Use tools like Google Data Studio, Notion, or even detailed Excel trackers. What gets measured gets managed.

5.4 Stay Legally Clean and Operationally Lean

Don’t wait until LASTMA stops your riders or a customer sues over a data breach to get your house in order.

  • Register your business with CAC.
  • Have clear terms and conditions for customers, riders, and vendors.
  • Get third-party insurance for bikes (if you own any).
  • Comply with NDPR for customer data protection.
  • Use e-signatures for vendor and rider contracts to keep documentation tidy.

Legal chaos kills momentum faster than competition.
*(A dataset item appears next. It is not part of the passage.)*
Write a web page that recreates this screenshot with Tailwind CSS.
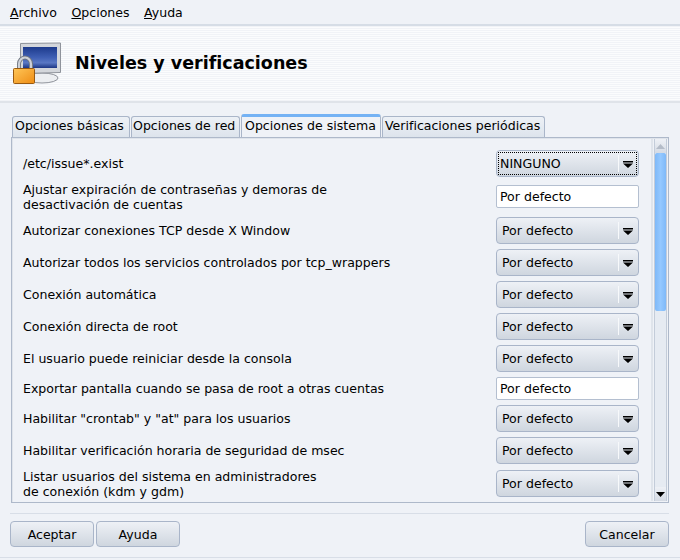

At the same time, stay lean. Don’t rush into big offices or bloated payrolls. Outsource what you can. Automate what you must. Grow as your demand grows—not your ego.

5.5 Play the Long Game

The Abuja food delivery race isn’t won by who launches fastest—it’s won by who adapts longest.

Startups that survive past the first 12–18 months tend to:

  • Constantly refine their tech based on user behavior.
  • Pivot zones or hours based on demand heatmaps.
  • Retain core staff who understand local dynamics.
  • Reinvent pricing models to stay profitable as volumes rise.
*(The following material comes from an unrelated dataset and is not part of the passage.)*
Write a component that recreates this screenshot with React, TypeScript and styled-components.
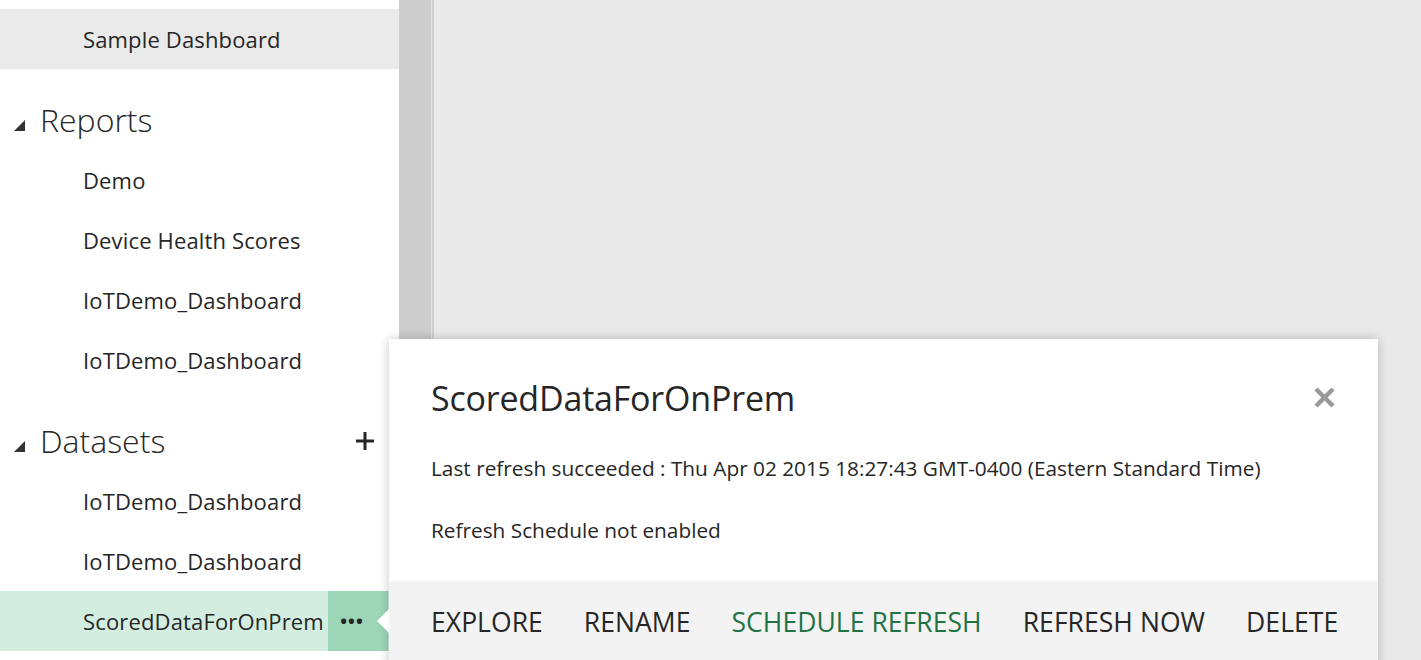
import React from 'react'
import styled, {createGlobalStyle} from 'styled-components'

const GlobalStyle = createGlobalStyle`
  html, body {
    margin: 0;
    padding: 0;
    height: 660px;
    overflow: hidden;
  }
  body {
    font-family: "Open Sans", "Noto Sans", sans-serif;
    color: #262626;
  }
`

const Page = styled.div`
  position: relative;
  display: flex;
  height: 660px;
  background: #e9e9e9;
`

const Sidebar = styled.nav`
  width: 399px;
  flex-shrink: 0;
  background: #ffffff;
  padding-top: 9px;
  box-sizing: border-box;
`

const Gutter = styled.div`
  width: 32px;
  flex-shrink: 0;
  background: #cdcdcd;
  border-right: 1px solid #e4e4e4;
  box-shadow: 1px 0 0 #cfcfcf, 2px 0 0 #cfcfcf;
`

const Item = styled.div<{$active?: boolean; $selected?: boolean}>`
  position: relative;
  display: flex;
  align-items: center;
  height: 60px;
  padding-left: 83px;
  font-size: 22px;
  letter-spacing: 0.15px;
  background: ${(p) => (p.$selected ? '#d3eee0' : p.$active ? '#eaeaea' : 'transparent')};
`

const Section = styled.div`
  display: flex;
  align-items: center;
  height: 81px;
  padding: 20px 24px 0 14px;
  box-sizing: border-box;
  font-size: 32px;
  font-weight: 300;
`

const SectionTitle = styled.span`
  flex: 1;
  margin-left: 15px;
`

const Triangle = styled.svg`
  width: 11px;
  height: 11px;
  margin-top: 12px;
  fill: #333;
`

const MoreButton = styled.div`
  position: absolute;
  top: 0;
  right: 11px;
  width: 60px;
  height: 60px;
  background: #9dd5b7;
  display: flex;
  align-items: center;
  justify-content: center;
  padding-right: 12px;
  box-sizing: border-box;
  font-size: 18px;
  font-weight: 700;
  letter-spacing: 1px;
  color: #262626;
`

const Popup = styled.div`
  position: absolute;
  left: 389px;
  top: 339px;
  width: 989px;
  height: 340px;
  background: #ffffff;
  box-shadow: 0 0 10px rgba(0, 0, 0, 0.22);
`

const Pointer = styled.div`
  position: absolute;
  left: -12px;
  top: 270px;
  width: 0;
  height: 0;
  border-top: 12px solid transparent;
  border-bottom: 12px solid transparent;
  border-right: 12px solid #ffffff;
`

const PopupHeader = styled.div`
  display: flex;
  align-items: center;
  justify-content: space-between;
  padding: 39px 42px 0 42px;
  height: 40px;
`

const PopupTitle = styled.h2`
  margin: 0;
  font-size: 34px;
  font-weight: 400;
  letter-spacing: -0.2px;
  color: #262626;
`

const CloseIcon = styled.svg`
  width: 23px;
  height: 23px;
  stroke: #999999;
  stroke-width: 4.5;
  margin-top: -2px;
`

const InfoLine = styled.p`
  margin: 0;
  padding-left: 42px;
  font-size: 20.8px;
  line-height: 62px;
`

const InfoBlock = styled.div`
  padding-top: 19px;
`

const Footer = styled.div`
  position: absolute;
  left: 0;
  right: 0;
  top: 242px;
  height: 98px;
  background: #f3f3f3;
  display: flex;
  align-items: flex-start;
  padding: 23px 0 0 42px;
  box-sizing: border-box;
  gap: 41px;
`

const Action = styled.span<{$accent?: boolean}>`
  font-size: 26.5px;
  font-weight: 400;
  letter-spacing: 0.05px;
  color: ${(p) => (p.$accent ? '#217346' : '#262626')};
`

const reports = ['Demo', 'Device Health Scores', 'IoTDemo_Dashboard', 'IoTDemo_Dashboard']
const datasets = ['IoTDemo_Dashboard', 'IoTDemo_Dashboard']

const SectionHeader = ({title, add}: {title: string; add?: boolean}) => (
  <Section>
    <Triangle viewBox="0 0 10 10">
      <polygon points="10,0 10,10 0,10" />
    </Triangle>
    <SectionTitle>{title}</SectionTitle>
    {add && (
      <svg width="20" height="20" viewBox="0 0 20 20">
        <path d="M10 1 V19 M1 10 H19" stroke="#262626" strokeWidth="3" />
      </svg>
    )}
  </Section>
)

export default function App() {
  return (
    <>
      <GlobalStyle />
      <Page>
        <Sidebar>
          <Item $active>Sample Dashboard</Item>
          <SectionHeader title="Reports" />
          {reports.map((r, i) => (
            <Item key={i}>{r}</Item>
          ))}
          <SectionHeader title="Datasets" add />
          {datasets.map((d, i) => (
            <Item key={i}>{d}</Item>
          ))}
          <Item $selected>
            ScoredDataForOnPrem
            <MoreButton>•••</MoreButton>
          </Item>
        </Sidebar>
        <Gutter />
        <Popup>
          <Pointer />
          <PopupHeader>
            <PopupTitle>ScoredDataForOnPrem</PopupTitle>
            <CloseIcon viewBox="0 0 23 23">
              <path d="M3 3 L20 20 M20 3 L3 20" />
            </CloseIcon>
          </PopupHeader>
          <InfoBlock>
            <InfoLine>Last refresh succeeded : Thu Apr 02 2015 18:27:43 GMT-0400 (Eastern Standard Time)</InfoLine>
            <InfoLine>Refresh Schedule not enabled</InfoLine>
          </InfoBlock>
          <Footer>
            <Action>EXPLORE</Action>
            <Action>RENAME</Action>
            <Action $accent>SCHEDULE REFRESH</Action>
            <Action>REFRESH NOW</Action>
            <Action>DELETE</Action>
          </Footer>
        </Popup>
      </Page>
    </>
  )
}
And most importantly: they listen. They listen to their riders, vendors, and most importantly, their customers. Every complaint, bug report, or WhatsApp voice note is a data point. The smarter you listen, the faster you evolve.

Final Word

You don’t need to be a tech wizard or millionaire to build a solid food delivery startup in Abuja.

What you need is:

  • The humility to learn Abuja’s real operating conditions
  • The courage to experiment and adapt
  • The discipline to build systems, not just hustle

If you focus on rider reliability, app functionality, and customer trust—and you treat each one like a pillar, not a side task—you won’t just launch. You’ll last.

That’s what separates startups that disappear in a year from those that become household names.

So if you’re serious about building in this space, now is the time. Abuja is hungry—not just for food, but for solutions that work. Be the brand that delivers.